━━━ DATA ━━━

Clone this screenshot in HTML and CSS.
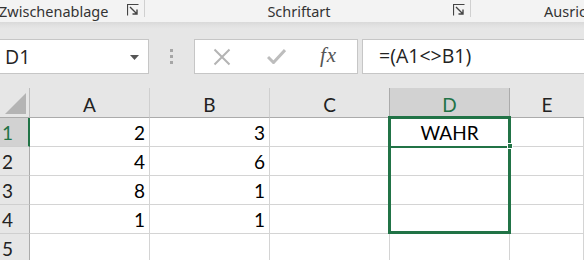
FILE: index.html
```html
<!DOCTYPE html>
<html>
<head>
<meta charset="utf-8">
<link rel="stylesheet" href="styles.css">
</head>
<body>
<div class="app">
  <div class="ribbon">
    <div class="group g-clip"><span class="glabel">Zwischenablage</span>
      <svg class="launcher" width="12" height="12" viewBox="0 0 12 12"><path d="M0.5 11.5V0.5H11.5" fill="none" stroke="#444" stroke-width="1.2"/><path d="M3 3L10 10M10 5.5V10H5.5" fill="none" stroke="#444" stroke-width="1.4"/></svg>
      <span class="sep"></span>
    </div>
    <div class="group g-font"><span class="glabel">Schriftart</span>
      <svg class="launcher" width="12" height="12" viewBox="0 0 12 12"><path d="M0.5 11.5V0.5H11.5" fill="none" stroke="#444" stroke-width="1.2"/><path d="M3 3L10 10M10 5.5V10H5.5" fill="none" stroke="#444" stroke-width="1.4"/></svg>
      <span class="sep"></span>
    </div>
    <div class="group g-align"><span class="glabel">Ausrichtung</span></div>
  </div>
  <div class="fbar">
    <div class="namebox"><span class="nbtext">D1</span>
      <svg class="caret" width="9" height="5" viewBox="0 0 9 5"><path d="M0 0H9L4.5 5Z" fill="#555"/></svg>
    </div>
    <div class="grip"><i></i><i></i><i></i></div>
    <div class="fxbox">
      <svg class="ico" width="18" height="18" viewBox="0 0 18 18"><path d="M1.5 1.5L16.5 16.5M16.5 1.5L1.5 16.5" stroke="#b4b4b4" stroke-width="2" fill="none"/></svg>
      <svg class="ico" width="19" height="16" viewBox="0 0 19 16"><path d="M1 9L6.5 14.5L18 2" stroke="#bdbdbd" stroke-width="3" fill="none"/></svg>
      <span class="fx">fx</span>
    </div>
    <div class="formula">=(A1&lt;&gt;B1)</div>
  </div>
  <div class="sheet">
    <div class="corner"><span class="tri"></span></div>
    <div class="ch">A</div><div class="ch">B</div><div class="ch">C</div><div class="ch sel">D</div><div class="ch last">E</div>

    <div class="rh sel">1</div>
    <div class="c num">2</div><div class="c num">3</div><div class="c"></div><div class="c ctr">WAHR</div><div class="c"></div>

    <div class="rh">2</div>
    <div class="c num">4</div><div class="c num">6</div><div class="c"></div><div class="c"></div><div class="c"></div>

    <div class="rh">3</div>
    <div class="c num">8</div><div class="c num">1</div><div class="c"></div><div class="c"></div><div class="c"></div>

    <div class="rh">4</div>
    <div class="c num">1</div><div class="c num">1</div><div class="c"></div><div class="c"></div><div class="c"></div>

    <div class="rh">5</div>
    <div class="c"></div><div class="c"></div><div class="c"></div><div class="c"></div><div class="c"></div>

    <div class="selbox"></div>
    <div class="activeline"></div>
    <div class="handle"></div>
  </div>
</div>
</body>
</html>
```

FILE: styles.css
```css
* { box-sizing: border-box; }
html, body { margin: 0; padding: 0; }
body { width: 584px; height: 260px; overflow: hidden; background: #e6e6e6; }
.app { width: 584px; height: 260px; overflow: hidden; display: flex; flex-direction: column; }

.ribbon {
  height: 22px; flex: none; background: #f3f3f3;
  display: flex;
  font-family: "Noto Sans", "Open Sans", sans-serif; font-size: 14.5px; color: #333;
}
.group { display: flex; align-items: center; height: 22px; }
.group .glabel { line-height: 22px; white-space: nowrap; }
.sep { align-self: flex-start; width: 1px; height: 17px; background: #d0d0d0; margin-left: 5px; }
.g-clip { width: 146px; margin-left: -1px; }
.g-clip .glabel { width: 128px; }
.g-font { width: 327px; }
.g-font .glabel { width: 308px; text-align: center; }
.g-align { flex: 1; padding-left: 72px; overflow: hidden; }
.launcher { flex: none; margin-top: -2px; }

.fbar {
  height: 66px; flex: none;
  background: linear-gradient(#d9d9d9 0, #e2e2e2 4px, #e6e6e6 7px, #e6e6e6 100%);
  display: flex; align-items: flex-start; padding-top: 17px;
}
.namebox {
  width: 149px; height: 35px; background: #fff; border: 1px solid #c6c6c6; border-left: none;
  display: flex; align-items: center; justify-content: space-between; padding: 0 9px 0 5px;
  font-family: "Open Sans", "Noto Sans", sans-serif; font-size: 19.5px; color: #222;
}
.nbtext { margin-top: -1px; }
.caret { margin-top: 2px; }
.grip { width: 45px; height: 35px; display: flex; flex-direction: column; align-items: center; justify-content: center; gap: 3px; }
.grip i { display: block; width: 3px; height: 3px; background: #a6a6a6; }
.fxbox {
  width: 164px; height: 35px; background: #fff; border: 1px solid #c6c6c6;
  display: flex; align-items: center; padding-left: 18px;
}
.fxbox .ico:nth-child(1) { margin-right: 36px; }
.fxbox .ico:nth-child(2) { margin-right: 34px; margin-top: -2px; }
.fx { font-family: "Liberation Serif", "DejaVu Serif", serif; font-style: italic; font-size: 21px; color: #555; margin-top: -3px; letter-spacing: 1px; }
.formula {
  flex: 1; height: 35px; margin-left: 4px; background: #fff; border: 1px solid #c6c6c6; border-right: none;
  font-family: "Open Sans", "Noto Sans", sans-serif; font-size: 19.5px; color: #222;
  padding-left: 16px; line-height: 32px;
}

.sheet {
  position: relative; flex: 1;
  display: grid; grid-template-columns: 30px 120px 120px 120px 120px 1fr;
  grid-template-rows: 30px 29px 29px 29px 29px 29px;
  font-family: "Lato", "Open Sans", sans-serif; font-size: 19px; color: #000;
}
.corner { background: #e6e6e6; border-right: 1px solid #bdbdbd; border-bottom: 1px solid #ababab; position: relative; }
.tri { position: absolute; left: 5px; top: 5px; width: 0; height: 0; border-style: solid; border-width: 0 0 21px 21px; border-color: transparent transparent #b4b4b4 transparent; }
.ch {
  background: #e6e6e6; border-right: 1px solid #cfcfcf; border-bottom: 1px solid #ababab;
  display: flex; align-items: center; justify-content: center; padding-top: 3px; color: #222;
}
.ch.sel { background: #d2d2d2; color: #217346; border-right-color: #ababab; border-left: 1px solid #ababab; margin-left: -1px; }
.ch.last { border-right: none; }
.rh {
  background: #e6e6e6; border-right: 1px solid #ababab; border-bottom: 1px solid #cfcfcf;
  display: flex; align-items: center; padding-left: 2px; color: #222;
}
.rh.sel { background: #d2d2d2; color: #217346; border-right: 2px solid #217346; }
.c { background: #fff; border-right: 1px solid #d4d4d4; border-bottom: 1px solid #d4d4d4; display: flex; align-items: center; padding: 1px 4px 0; }
.c.num { justify-content: flex-end; }
.c.ctr { justify-content: center; }

.selbox { position: absolute; left: 388px; top: 28px; width: 123px; height: 118px; border: 3px solid #217346; pointer-events: none; }
.activeline { position: absolute; left: 390px; top: 58px; width: 118px; height: 2px; background: #217346; }
.handle { position: absolute; left: 507px; top: 55px; width: 6px; height: 6px; background: #217346; border: 1px solid #fff; }
```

━━━

## WHAT YOU NEED TO DO
Exclude every picture and copy the remaining data exactly.

## REPLY
Clone this screenshot in HTML and CSS.
FILE: index.html
```html
<!DOCTYPE html>
<html>
<head>
<meta charset="utf-8">
<link rel="stylesheet" href="styles.css">
</head>
<body>
<div class="app">
  <div class="ribbon">
    <div class="group g-clip"><span class="glabel">Zwischenablage</span>
      <svg class="launcher" width="12" height="12" viewBox="0 0 12 12"><path d="M0.5 11.5V0.5H11.5" fill="none" stroke="#444" stroke-width="1.2"/><path d="M3 3L10 10M10 5.5V10H5.5" fill="none" stroke="#444" stroke-width="1.4"/></svg>
      <span class="sep"></span>
    </div>
    <div class="group g-font"><span class="glabel">Schriftart</span>
      <svg class="launcher" width="12" height="12" viewBox="0 0 12 12"><path d="M0.5 11.5V0.5H11.5" fill="none" stroke="#444" stroke-width="1.2"/><path d="M3 3L10 10M10 5.5V10H5.5" fill="none" stroke="#444" stroke-width="1.4"/></svg>
      <span class="sep"></span>
    </div>
    <div class="group g-align"><span class="glabel">Ausrichtung</span></div>
  </div>
  <div class="fbar">
    <div class="namebox"><span class="nbtext">D1</span>
      <svg class="caret" width="9" height="5" viewBox="0 0 9 5"><path d="M0 0H9L4.5 5Z" fill="#555"/></svg>
    </div>
    <div class="grip"><i></i><i></i><i></i></div>
    <div class="fxbox">
      <svg class="ico" width="18" height="18" viewBox="0 0 18 18"><path d="M1.5 1.5L16.5 16.5M16.5 1.5L1.5 16.5" stroke="#b4b4b4" stroke-width="2" fill="none"/></svg>
      <svg class="ico" width="19" height="16" viewBox="0 0 19 16"><path d="M1 9L6.5 14.5L18 2" stroke="#bdbdbd" stroke-width="3" fill="none"/></svg>
      <span class="fx">fx</span>
    </div>
    <div class="formula">=(A1&lt;&gt;B1)</div>
  </div>
  <div class="sheet">
    <div class="corner"><span class="tri"></span></div>
    <div class="ch">A</div><div class="ch">B</div><div class="ch">C</div><div class="ch sel">D</div><div class="ch last">E</div>

    <div class="rh sel">1</div>
    <div class="c num">2</div><div class="c num">3</div><div class="c"></div><div class="c ctr">WAHR</div><div class="c"></div>

    <div class="rh">2</div>
    <div class="c num">4</div><div class="c num">6</div><div class="c"></div><div class="c"></div><div class="c"></div>

    <div class="rh">3</div>
    <div class="c num">8</div><div class="c num">1</div><div class="c"></div><div class="c"></div><div class="c"></div>

    <div class="rh">4</div>
    <div class="c num">1</div><div class="c num">1</div><div class="c"></div><div class="c"></div><div class="c"></div>

    <div class="rh">5</div>
    <div class="c"></div><div class="c"></div><div class="c"></div><div class="c"></div><div class="c"></div>

    <div class="selbox"></div>
    <div class="activeline"></div>
    <div class="handle"></div>
  </div>
</div>
</body>
</html>
```

FILE: styles.css
```css
* { box-sizing: border-box; }
html, body { margin: 0; padding: 0; }
body { width: 584px; height: 260px; overflow: hidden; background: #e6e6e6; }
.app { width: 584px; height: 260px; overflow: hidden; display: flex; flex-direction: column; }

.ribbon {
  height: 22px; flex: none; background: #f3f3f3;
  display: flex;
  font-family: "Noto Sans", "Open Sans", sans-serif; font-size: 14.5px; color: #333;
}
.group { display: flex; align-items: center; height: 22px; }
.group .glabel { line-height: 22px; white-space: nowrap; }
.sep { align-self: flex-start; width: 1px; height: 17px; background: #d0d0d0; margin-left: 5px; }
.g-clip { width: 146px; margin-left: -1px; }
.g-clip .glabel { width: 128px; }
.g-font { width: 327px; }
.g-font .glabel { width: 308px; text-align: center; }
.g-align { flex: 1; padding-left: 72px; overflow: hidden; }
.launcher { flex: none; margin-top: -2px; }

.fbar {
  height: 66px; flex: none;
  background: linear-gradient(#d9d9d9 0, #e2e2e2 4px, #e6e6e6 7px, #e6e6e6 100%);
  display: flex; align-items: flex-start; padding-top: 17px;
}
.namebox {
  width: 149px; height: 35px; background: #fff; border: 1px solid #c6c6c6; border-left: none;
  display: flex; align-items: center; justify-content: space-between; padding: 0 9px 0 5px;
  font-family: "Open Sans", "Noto Sans", sans-serif; font-size: 19.5px; color: #222;
}
.nbtext { margin-top: -1px; }
.caret { margin-top: 2px; }
.grip { width: 45px; height: 35px; display: flex; flex-direction: column; align-items: center; justify-content: center; gap: 3px; }
.grip i { display: block; width: 3px; height: 3px; background: #a6a6a6; }
.fxbox {
  width: 164px; height: 35px; background: #fff; border: 1px solid #c6c6c6;
  display: flex; align-items: center; padding-left: 18px;
}
.fxbox .ico:nth-child(1) { margin-right: 36px; }
.fxbox .ico:nth-child(2) { margin-right: 34px; margin-top: -2px; }
.fx { font-family: "Liberation Serif", "DejaVu Serif", serif; font-style: italic; font-size: 21px; color: #555; margin-top: -3px; letter-spacing: 1px; }
.formula {
  flex: 1; height: 35px; margin-left: 4px; background: #fff; border: 1px solid #c6c6c6; border-right: none;
  font-family: "Open Sans", "Noto Sans", sans-serif; font-size: 19.5px; color: #222;
  padding-left: 16px; line-height: 32px;
}

.sheet {
  position: relative; flex: 1;
  display: grid; grid-template-columns: 30px 120px 120px 120px 120px 1fr;
  grid-template-rows: 30px 29px 29px 29px 29px 29px;
  font-family: "Lato", "Open Sans", sans-serif; font-size: 19px; color: #000;
}
.corner { background: #e6e6e6; border-right: 1px solid #bdbdbd; border-bottom: 1px solid #ababab; position: relative; }
.tri { position: absolute; left: 5px; top: 5px; width: 0; height: 0; border-style: solid; border-width: 0 0 21px 21px; border-color: transparent transparent #b4b4b4 transparent; }
.ch {
  background: #e6e6e6; border-right: 1px solid #cfcfcf; border-bottom: 1px solid #ababab;
  display: flex; align-items: center; justify-content: center; padding-top: 3px; color: #222;
}
.ch.sel { background: #d2d2d2; color: #217346; border-right-color: #ababab; border-left: 1px solid #ababab; margin-left: -1px; }
.ch.last { border-right: none; }
.rh {
  background: #e6e6e6; border-right: 1px solid #ababab; border-bottom: 1px solid #cfcfcf;
  display: flex; align-items: center; padding-left: 2px; color: #222;
}
.rh.sel { background: #d2d2d2; color: #217346; border-right: 2px solid #217346; }
.c { background: #fff; border-right: 1px solid #d4d4d4; border-bottom: 1px solid #d4d4d4; display: flex; align-items: center; padding: 1px 4px 0; }
.c.num { justify-content: flex-end; }
.c.ctr { justify-content: center; }

.selbox { position: absolute; left: 388px; top: 28px; width: 123px; height: 118px; border: 3px solid #217346; pointer-events: none; }
.activeline { position: absolute; left: 390px; top: 58px; width: 118px; height: 2px; background: #217346; }
.handle { position: absolute; left: 507px; top: 55px; width: 6px; height: 6px; background: #217346; border: 1px solid #fff; }
```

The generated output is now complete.